4.2 FCL Application Trends

FCLs not only limit short-circuit currents but, under suitable conditions, can enhance power-angle and voltage stability, expanding their application scope. Emerging trends include improving DC receiving-end transmission capacity, reducing commutation failure risk, enhancing power quality, and supporting large-scale renewable integration.

In multi-terminal DC systems, FCLs can limit current without affecting normal operation. For DC receiving-end grids, FCLs installed on fault propagation paths can isolate regions, block fault propagation, shorten commutation failure duration, accelerate DC power recovery, and mitigate power imbalances and power flow transfers from simultaneous multi-infeed DC failures, enhancing overall transient stability. For large asynchronous motors, integrating SFCLs in the stator circuit enables soft starting and suppresses fault current contribution, reducing voltage dips and improving transient voltage stability.

For large-scale wind integration, FCLs at wind farm connection points can improve fault ride-through capability and reduce disconnection risks. Resistive FCLs require less impedance than inductive types for stability under the same fault duration, but inductive types offer better improvement near critical stability.

As FCL technology matures, these fast-responding, multi-functional devices—limiting faults, enhancing stability, and isolating faults—will find broader applications.

5 Conclusion

FCLs effectively limit short-circuit currents but may impact power-angle/voltage stability, relay protection, and reclosing settings. Optimized configuration and coordinated control of multiple FCLs or with FACTS devices promise significant benefits. Future FCLs will extend beyond current limiting to enhancing DC transmission, reducing commutation failures, improving power quality, and supporting renewable integration.

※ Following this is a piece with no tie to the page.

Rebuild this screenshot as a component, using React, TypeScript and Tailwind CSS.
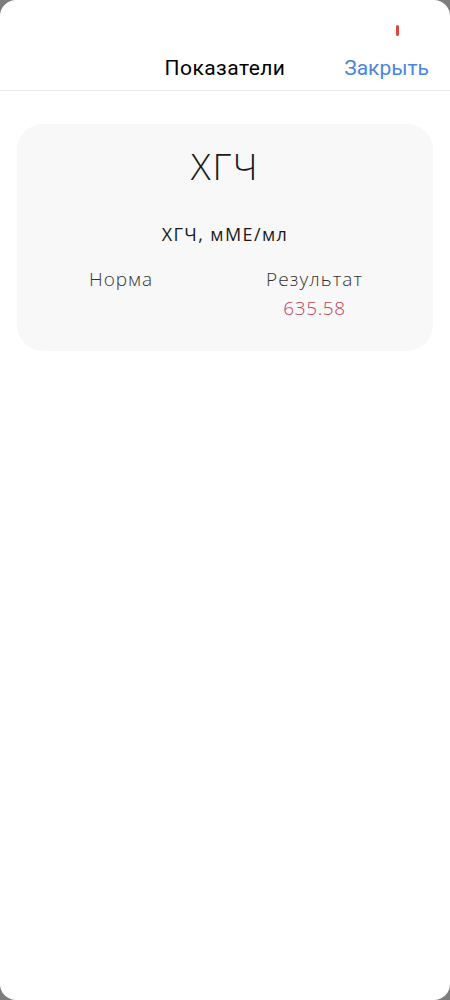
import React from 'react';

const App = () => {
  return (
    <div className="w-[450px] h-[1000px] bg-[#7d7d7d]">
      <div className="h-full bg-white rounded-[16px] overflow-hidden flex flex-col">
        {/* status area */}
        <div className="h-[50px] flex justify-end pr-[51px] pt-[25px]">
          <div className="w-[3px] h-[11px] rounded-full bg-[#e0443a]" />
        </div>
        <header className="relative h-[41px] border-b border-[#e6e6e6] flex items-start justify-center font-['Roboto',sans-serif]">
          <h1 className="text-[21px] leading-[36px] tracking-[0.45px] text-black">Показатели</h1>
          <button className="absolute right-[21px] top-0 text-[21px] leading-[36px] text-[#4a86db]">Закрыть</button>
        </header>
        <section className="px-[17px] pt-[33px]">
          <div className="bg-[#f8f8f8] rounded-[26px] h-[227px] flex flex-col items-center font-['Open_Sans',sans-serif] text-[#1a1a1a]">
            <div className="mt-[18px] text-[37px] leading-[48px] font-light tracking-[1.7px]">ХГЧ</div>
            <div className="mt-[32px] text-[18px] leading-[24px] font-medium tracking-[1.4px]">ХГЧ, мМЕ/мл</div>
            <div className="mt-[21px] w-full flex">
              <div className="w-1/2 flex flex-col items-center">
                <span className="text-[19px] leading-[24px] font-light tracking-[1px] text-[#333]">Норма</span>
              </div>
              <div className="w-1/2 flex flex-col items-center pr-[29px]">
                <span className="text-[19px] leading-[24px] font-light tracking-[1.1px] text-[#333]">Результат</span>
                <span className="mt-[5px] text-[19px] leading-[24px] font-light tracking-[0.6px] text-[#c0435a]">635.58</span>
              </div>
            </div>
          </div>
        </section>
      </div>
    </div>
  );
};

export default App;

However, technical and economic barriers delay large-scale application of high-voltage, high-capacity FCLs. Solid-state limiters, limited by device capacity and voltage ratings, are currently restricted to distribution networks. Advances in high-power self-commutating devices may overcome these bottlenecks and reduce costs.

Superconducting FCLs offer fast response and self-triggering but face high cooling costs, heat dissipation challenges, and long quench recovery times. Considering near-term feasibility and economics, economical FCLs based on conventional equipment are the preferred solution. Solid-state limiters, with lower technical barriers and maturity, represent the mainstream future direction.